Challenge — Your task is to repeat the lines below exactly, excluding any pictures they contain.

────

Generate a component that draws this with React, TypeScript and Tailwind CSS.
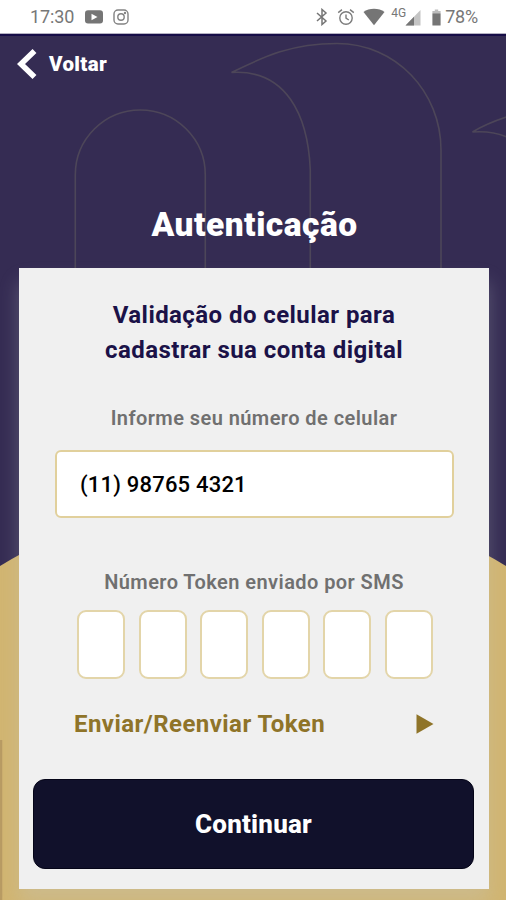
function StatusBar() {
  return (
    <header className="relative z-10 flex h-[33px] shrink-0 items-center bg-white pt-[1px] text-[#777]">
      <span className="ml-[30px] w-[54px] text-[18px] leading-none tracking-[-0.1px]">17:30</span>
      <svg className="h-[14px] w-[20px]" viewBox="0 0 20 14">
        <rect x="1" y="0.3" width="18" height="13.2" rx="3" fill="#757575" />
        <path d="M7.5 3.8 L13.5 7 L7.5 10.2 Z" fill="#fff" />
      </svg>
      <svg className="ml-[9px] h-[16px] w-[16px]" viewBox="0 0 16 16" fill="none" stroke="#828282" strokeWidth="1.4">
        <rect x="1" y="1" width="14" height="14" rx="4" />
        <circle cx="8" cy="8" r="3.2" />
        <circle cx="12" cy="4" r="0.5" />
      </svg>
      <div className="ml-auto flex items-center pr-[28px]">
        <svg className="h-[18px] w-[12px]" viewBox="0 0 12 18" fill="none" stroke="#757575" strokeWidth="1.5">
          <path d="M1 5 L10 13 L6 16.5 V1.5 L10 5 L1 13" />
        </svg>
        <svg className="ml-[9px] h-[18px] w-[18px]" viewBox="0 0 18 18" fill="none" stroke="#7c7c7c" strokeWidth="1.4">
          <circle cx="9" cy="10" r="6.2" />
          <path d="M9 6.5 V10.2 L11.8 12 M1.2 4.6 L5 1.6 M16.8 4.6 L13 1.6" />
        </svg>
        <svg className="ml-[8px] h-[18px] w-[22px]" viewBox="0 0 22 18">
          <path d="M0.5 4 C6 -0.4 16 -0.4 21.5 4 L11 17.3 Z" fill="#757575" />
        </svg>
        <span className="mb-[9px] ml-[6px] text-[12px] leading-none">4G</span>
        <svg className="ml-[-1px] h-[17px] w-[16px]" viewBox="0 0 16 17">
          <path d="M0.5 16.5 L15.5 1 V16.5 Z" fill="#c4c4c4" />
          <path d="M0.5 16.5 L9 7.7 V16.5 Z" fill="#757575" />
        </svg>
        <svg className="ml-[11px] h-[17px] w-[9px]" viewBox="0 0 9 17">
          <path d="M2.8 0.5 H6.2 V2 H8.6 V5 H0.4 V2 H2.8 Z" fill="#bdbdbd" />
          <rect x="0.4" y="4.5" width="8.2" height="12" rx="0.5" fill="#757575" />
        </svg>
        <span className="ml-[4px] text-[18px] leading-none tracking-[-0.2px]">78%</span>
      </div>
    </header>
  );
}

function Backdrop() {
  return (
    <svg className="absolute inset-0 h-[900px] w-[506px]" viewBox="0 0 506 900">
      <rect width="506" height="900" fill="#352c53" />
      <rect y="33" width="506" height="1" fill="#b5b2c2" />
      <rect y="34" width="506" height="2" fill="#160d47" />
      <g fill="none" stroke="#4d4659" strokeWidth="1.6">
        <path d="M75.3 290 V175 A65 65 0 0 1 205.3 175 V290" />
        <path d="M310.3 290 V170 C308 115 286 69 231.5 72.5 C265 56 292 43.5 337 43.5 C396 43.5 441 92 441 150 V290" />
        <path d="M508 116.5 C494 121 484 125 472.5 132 C486 131 496 132 508 137.5" />
      </g>
      <circle cx="253" cy="978.5" r="484" fill="#d1b571" />
      <rect y="740" width="2.3" height="160" fill="#b89b63" />
    </svg>
  );
}

function TokenInputs() {
  return (
    <div className="mr-[56px] ml-[58px] mt-[13px] flex h-[69px] justify-between">
      {[0, 1, 2, 3, 4, 5].map((i) => (
        <div key={i} className="w-[48px] rounded-[9px] border-2 border-[#e3d5a9] bg-white" />
      ))}
    </div>
  );
}

export default function App() {
  return (
    <div className="relative flex h-[900px] w-[506px] flex-col overflow-hidden font-['Roboto',sans-serif]">
      <Backdrop />
      <StatusBar />
      <main className="relative flex flex-col">
        <button className="mt-[11px] flex h-[40px] items-center self-start pl-[17px] text-white">
          <svg className="h-[32px] w-[21px]" viewBox="0 0 21 32">
            <path d="M17.5 3 L4 16 L17.5 29" fill="none" stroke="#fff" strokeWidth="5.6" />
          </svg>
          <span className="ml-[11px] text-[20.5px] font-black leading-none tracking-[0.35px]">Voltar</span>
        </button>
        <h1 className="mt-[121px] h-[40px] pl-[3px] text-center text-[33.5px] font-black leading-[40px] tracking-[0.5px] text-white">
          Autenticação
        </h1>
        <section className="mt-[23px] ml-[19px] flex h-[621px] w-[470px] flex-col bg-[#f0f0f0] text-center shadow-[0_14px_18px_rgba(195,200,205,0.28)]">
          <h2 className="mt-[30px] text-[24px] font-bold leading-[35px] tracking-[0.43px] text-[#1b1248]">
            Validação do celular para
            <br />
            cadastrar sua conta digital
          </h2>
          <label className="mt-[35px] text-[20px] font-semibold leading-[30px] tracking-[0.43px] text-[#707070]">
            Informe seu número de celular
          </label>
          <div className="mr-[35px] ml-[36px] mt-[17px] flex h-[68px] items-center rounded-[6px] border-2 border-[#e1d09c] bg-white pl-[23px] text-[22px] font-medium tracking-[0.2px] text-black">
            (11) 98765 4321
          </div>
          <label className="mt-[49px] text-[20px] font-semibold leading-[30px] tracking-[0.43px] text-[#707070]">
            Número Token enviado por SMS
          </label>
          <TokenInputs />
          <button className="mt-[25px] mr-[55px] ml-[55px] flex h-[40px] items-center justify-between text-[24px] font-bold tracking-[0.45px] text-[#8f7429]">
            <span>Enviar/Reenviar Token</span>
            <svg className="h-[20px] w-[18px]" viewBox="0 0 18 20">
              <path d="M0.5 0.3 L17.5 10 L0.5 19.7 Z" fill="#8f7429" />
            </svg>
          </button>
          <button className="mr-[15px] ml-[14px] mt-[35px] h-[90px] rounded-[12px] border border-[#050518] bg-[#11112b] text-[26px] font-extrabold tracking-[0.2px] text-white">
            Continuar
          </button>
        </section>
      </main>
    </div>
  );
}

────

Answer to this exercise —
Generate a component that draws this with React, TypeScript and Tailwind CSS.
function StatusBar() {
  return (
    <header className="relative z-10 flex h-[33px] shrink-0 items-center bg-white pt-[1px] text-[#777]">
      <span className="ml-[30px] w-[54px] text-[18px] leading-none tracking-[-0.1px]">17:30</span>
      <svg className="h-[14px] w-[20px]" viewBox="0 0 20 14">
        <rect x="1" y="0.3" width="18" height="13.2" rx="3" fill="#757575" />
        <path d="M7.5 3.8 L13.5 7 L7.5 10.2 Z" fill="#fff" />
      </svg>
      <svg className="ml-[9px] h-[16px] w-[16px]" viewBox="0 0 16 16" fill="none" stroke="#828282" strokeWidth="1.4">
        <rect x="1" y="1" width="14" height="14" rx="4" />
        <circle cx="8" cy="8" r="3.2" />
        <circle cx="12" cy="4" r="0.5" />
      </svg>
      <div className="ml-auto flex items-center pr-[28px]">
        <svg className="h-[18px] w-[12px]" viewBox="0 0 12 18" fill="none" stroke="#757575" strokeWidth="1.5">
          <path d="M1 5 L10 13 L6 16.5 V1.5 L10 5 L1 13" />
        </svg>
        <svg className="ml-[9px] h-[18px] w-[18px]" viewBox="0 0 18 18" fill="none" stroke="#7c7c7c" strokeWidth="1.4">
          <circle cx="9" cy="10" r="6.2" />
          <path d="M9 6.5 V10.2 L11.8 12 M1.2 4.6 L5 1.6 M16.8 4.6 L13 1.6" />
        </svg>
        <svg className="ml-[8px] h-[18px] w-[22px]" viewBox="0 0 22 18">
          <path d="M0.5 4 C6 -0.4 16 -0.4 21.5 4 L11 17.3 Z" fill="#757575" />
        </svg>
        <span className="mb-[9px] ml-[6px] text-[12px] leading-none">4G</span>
        <svg className="ml-[-1px] h-[17px] w-[16px]" viewBox="0 0 16 17">
          <path d="M0.5 16.5 L15.5 1 V16.5 Z" fill="#c4c4c4" />
          <path d="M0.5 16.5 L9 7.7 V16.5 Z" fill="#757575" />
        </svg>
        <svg className="ml-[11px] h-[17px] w-[9px]" viewBox="0 0 9 17">
          <path d="M2.8 0.5 H6.2 V2 H8.6 V5 H0.4 V2 H2.8 Z" fill="#bdbdbd" />
          <rect x="0.4" y="4.5" width="8.2" height="12" rx="0.5" fill="#757575" />
        </svg>
        <span className="ml-[4px] text-[18px] leading-none tracking-[-0.2px]">78%</span>
      </div>
    </header>
  );
}

function Backdrop() {
  return (
    <svg className="absolute inset-0 h-[900px] w-[506px]" viewBox="0 0 506 900">
      <rect width="506" height="900" fill="#352c53" />
      <rect y="33" width="506" height="1" fill="#b5b2c2" />
      <rect y="34" width="506" height="2" fill="#160d47" />
      <g fill="none" stroke="#4d4659" strokeWidth="1.6">
        <path d="M75.3 290 V175 A65 65 0 0 1 205.3 175 V290" />
        <path d="M310.3 290 V170 C308 115 286 69 231.5 72.5 C265 56 292 43.5 337 43.5 C396 43.5 441 92 441 150 V290" />
        <path d="M508 116.5 C494 121 484 125 472.5 132 C486 131 496 132 508 137.5" />
      </g>
      <circle cx="253" cy="978.5" r="484" fill="#d1b571" />
      <rect y="740" width="2.3" height="160" fill="#b89b63" />
    </svg>
  );
}

function TokenInputs() {
  return (
    <div className="mr-[56px] ml-[58px] mt-[13px] flex h-[69px] justify-between">
      {[0, 1, 2, 3, 4, 5].map((i) => (
        <div key={i} className="w-[48px] rounded-[9px] border-2 border-[#e3d5a9] bg-white" />
      ))}
    </div>
  );
}

export default function App() {
  return (
    <div className="relative flex h-[900px] w-[506px] flex-col overflow-hidden font-['Roboto',sans-serif]">
      <Backdrop />
      <StatusBar />
      <main className="relative flex flex-col">
        <button className="mt-[11px] flex h-[40px] items-center self-start pl-[17px] text-white">
          <svg className="h-[32px] w-[21px]" viewBox="0 0 21 32">
            <path d="M17.5 3 L4 16 L17.5 29" fill="none" stroke="#fff" strokeWidth="5.6" />
          </svg>
          <span className="ml-[11px] text-[20.5px] font-black leading-none tracking-[0.35px]">Voltar</span>
        </button>
        <h1 className="mt-[121px] h-[40px] pl-[3px] text-center text-[33.5px] font-black leading-[40px] tracking-[0.5px] text-white">
          Autenticação
        </h1>
        <section className="mt-[23px] ml-[19px] flex h-[621px] w-[470px] flex-col bg-[#f0f0f0] text-center shadow-[0_14px_18px_rgba(195,200,205,0.28)]">
          <h2 className="mt-[30px] text-[24px] font-bold leading-[35px] tracking-[0.43px] text-[#1b1248]">
            Validação do celular para
            <br />
            cadastrar sua conta digital
          </h2>
          <label className="mt-[35px] text-[20px] font-semibold leading-[30px] tracking-[0.43px] text-[#707070]">
            Informe seu número de celular
          </label>
          <div className="mr-[35px] ml-[36px] mt-[17px] flex h-[68px] items-center rounded-[6px] border-2 border-[#e1d09c] bg-white pl-[23px] text-[22px] font-medium tracking-[0.2px] text-black">
            (11) 98765 4321
          </div>
          <label className="mt-[49px] text-[20px] font-semibold leading-[30px] tracking-[0.43px] text-[#707070]">
            Número Token enviado por SMS
          </label>
          <TokenInputs />
          <button className="mt-[25px] mr-[55px] ml-[55px] flex h-[40px] items-center justify-between text-[24px] font-bold tracking-[0.45px] text-[#8f7429]">
            <span>Enviar/Reenviar Token</span>
            <svg className="h-[20px] w-[18px]" viewBox="0 0 18 20">
              <path d="M0.5 0.3 L17.5 10 L0.5 19.7 Z" fill="#8f7429" />
            </svg>
          </button>
          <button className="mr-[15px] ml-[14px] mt-[35px] h-[90px] rounded-[12px] border border-[#050518] bg-[#11112b] text-[26px] font-extrabold tracking-[0.2px] text-white">
            Continuar
          </button>
        </section>
      </main>
    </div>
  );
}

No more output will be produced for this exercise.